= MedChi =

State medical society of Maryland, US

The Maryland State Medical Society, commonly known as MedChi, a shortened form of the state medical society's full and ancient historic name: "The Medical and Chirurgical Faculty of the State of Maryland" is the Maryland state-level affiliate of the national body of the American Medical Association, founded in 1799. It represents the interests of physicians and citizens in the state of Maryland "from unscrupulous and untrained practitioners holding themselves out as health care providers." "MedChi" has offices in Baltimore and Annapolis, the state capital.

==History==

MedChi was founded in January 1799, in Annapolis by 101 leaders of the medical profession in Maryland, including Dr. Tobias Watkins and Dr. Ashton Alexander, its first secretary, treasurer, and last surviving charter member. The physicians who started the organization represented most of Maryland's counties. The Maryland General Assembly approved a petition for a charter for an incorporated society of physicians in Maryland to be known as "The Medical and Chirurgical Faculty of the State of Maryland". ("Chirurgical" was the common spelling of surgical at the time of the 18th Century.)

The society became the seventh of its kind established in the country. In 1882, Whitfield Winsey was admitted to the Medical and Chirurgical Faculty of Maryland, becoming the first African American to do so.

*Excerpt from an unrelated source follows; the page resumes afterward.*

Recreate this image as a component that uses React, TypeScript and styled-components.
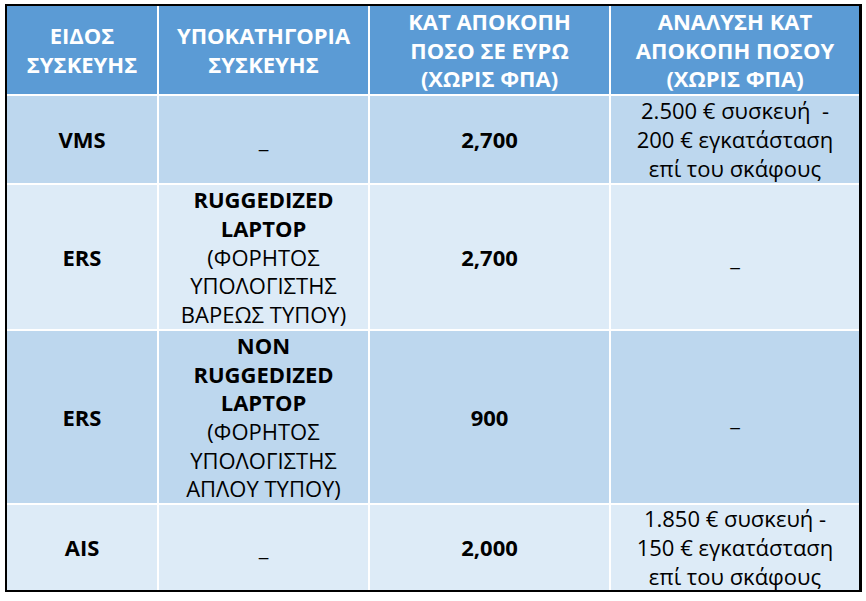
import React from "react";
import styled, { createGlobalStyle } from "styled-components";

const GlobalStyle = createGlobalStyle`
  html, body {
    margin: 0;
    padding: 0;
    background: #ffffff;
  }
  body {
    font-family: "Open Sans", "Noto Sans", "DejaVu Sans", sans-serif;
  }
`;

type Part = { text: string; bold?: boolean };
type Cell = Part[];

const HEADERS: string[][] = [
  ["ΕΙΔΟΣ", "ΣΥΣΚΕΥΗΣ"],
  ["ΥΠΟΚΑΤΗΓΟΡΙΑ", "ΣΥΣΚΕΥΗΣ"],
  ["ΚΑΤ ΑΠΟΚΟΠΗ", "ΠΟΣΟ ΣΕ ΕΥΡΩ", "(ΧΩΡΙΣ ΦΠΑ)"],
  ["ΑΝΑΛΥΣΗ ΚΑΤ", "ΑΠΟΚΟΠΗ ΠΟΣΟΥ", "(ΧΩΡΙΣ ΦΠΑ)"],
];

const ROWS: { tone: "dark" | "light"; cells: Cell[] }[] = [
  {
    tone: "dark",
    cells: [
      [{ text: "VMS", bold: true }],
      [{ text: "_" }],
      [{ text: "2,700", bold: true }],
      [
        { text: "2.500 € συσκευή  -" },
        { text: "200 € εγκατάσταση" },
        { text: "επί του σκάφους" },
      ],
    ],
  },
  {
    tone: "light",
    cells: [
      [{ text: "ERS", bold: true }],
      [
        { text: "RUGGEDIZED", bold: true },
        { text: "LAPTOP", bold: true },
        { text: "(ΦΟΡΗΤΟΣ" },
        { text: "ΥΠΟΛΟΓΙΣΤΗΣ" },
        { text: "ΒΑΡΕΩΣ ΤΥΠΟΥ)" },
      ],
      [{ text: "2,700", bold: true }],
      [{ text: "_" }],
    ],
  },
  {
    tone: "dark",
    cells: [
      [{ text: "ERS", bold: true }],
      [
        { text: "NON", bold: true },
        { text: "RUGGEDIZED", bold: true },
        { text: "LAPTOP", bold: true },
        { text: "(ΦΟΡΗΤΟΣ" },
        { text: "ΥΠΟΛΟΓΙΣΤΗΣ" },
        { text: "ΑΠΛΟΥ ΤΥΠΟΥ)" },
      ],
      [{ text: "900", bold: true }],
      [{ text: "_" }],
    ],
  },
  {
    tone: "light",
    cells: [
      [{ text: "AIS", bold: true }],
      [{ text: "_" }],
      [{ text: "2,000", bold: true }],
      [
        { text: "1.850 € συσκευή -" },
        { text: "150 € εγκατάσταση" },
        { text: "επί του σκάφους" },
      ],
    ],
  },
];

const Page = styled.div`
  padding: 4px 0 0 5px;
`;

const Grid = styled.div`
  display: grid;
  grid-template-columns: 150px 209px 239px 248px;
  grid-template-rows: 88px 87px 144px 172px 85px;
  gap: 2px;
  width: max-content;
  background: #ffffff;
  border: 2px solid #000000;
  border-right-width: 3px;
`;

const HeadCell = styled.div`
  display: flex;
  flex-direction: column;
  align-items: center;
  justify-content: center;
  background: #5b9bd5;
  color: #ffffff;
  font-size: 22px;
  line-height: 28.7px;
  text-align: center;
`;

const BodyCell = styled.div<{ $tone: "dark" | "light" }>`
  display: flex;
  flex-direction: column;
  align-items: center;
  justify-content: center;
  background: ${({ $tone }) => ($tone === "dark" ? "#bdd7ee" : "#ddebf7")};
  color: #000000;
  font-size: 22px;
  line-height: 28.7px;
  text-align: center;
`;

const Line = styled.span<{ $bold?: boolean }>`
  display: block;
  white-space: pre;
  font-weight: ${({ $bold }) => ($bold ? 700 : 400)};
`;

export default function App() {
  return (
    <Page>
      <GlobalStyle />
      <Grid>
        {HEADERS.map((lines, i) => (
          <HeadCell key={`h${i}`}>
            {lines.map((l, j) => (
              <Line key={j} $bold>
                {l}
              </Line>
            ))}
          </HeadCell>
        ))}
        {ROWS.map((row, r) =>
          row.cells.map((cell, c) => (
            <BodyCell key={`${r}-${c}`} $tone={row.tone}>
              {cell.map((p, j) => (
                <Line key={j} $bold={p.bold}>
                  {p.text}
                </Line>
              ))}
            </BodyCell>
          ))
        )}
      </Grid>
    </Page>
  );
}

MedChi is composed of 24 component medical societies, plus international medical graduates, residents, and medical students sections. MedChi's governing body is known as the "House of Delegates" and elects the MedChi president each year. The president of the Society must be a Maryland physician.

==Staff==

Current MedChi staff includes:
- Gene M. Ransom III - CEO
- Eric Wargotz, M.D. - President - 178th President of MedChi

Recent Presidents of MedChi

167. Tyler Cymet 2014
168. Brooke Buckley 2015
169. Stephen Rockower 2016
170. Gary Pushkin 2017
171. Benjamin Z. Stallings 2018
172. Michele Manahan 2019
173. Shannon Pryor 2020
174. Loralie D. Ma 2021
175. James J. York 2022
176. Benjamin H. Lowentritt 2023
177. Padmini Ranasinghe 2024

Executive Directors/CEOs of MedChi

1904 Marcia Crocker Noyes, Executive Secretary

1914 Marcia Crocker Noyes, Executive Director

1947 Walter N. Kirkman, Executive Secretary/Business Manager

1958 John Sargent, Executive Director

1986 Angelo J. Troisi, Executive Director

1996 T. Michael Preston, Executive Director

2006 Dr. Martin P. Wasserman, Executive Director

2008 Steve Johnson (Interim Executive Director)

2009 Gene M. Ransom, III, CEO

==Notable past presidents==
- Richard Sprigg Steuart: (president 1848-49, 1850–51), founder of the Maryland Hospital for the Insane, now known as Spring Grove Hospital Center, near Catonsville, Maryland.
- William H. Welch: (president 1891-92), first dean of the Johns Hopkins School of Medicine in Baltimore.
- Sir William Osler: (president 1896-97), first physician-in-chief at the Johns Hopkins Hospital, described as the "Father of Modern Medicine".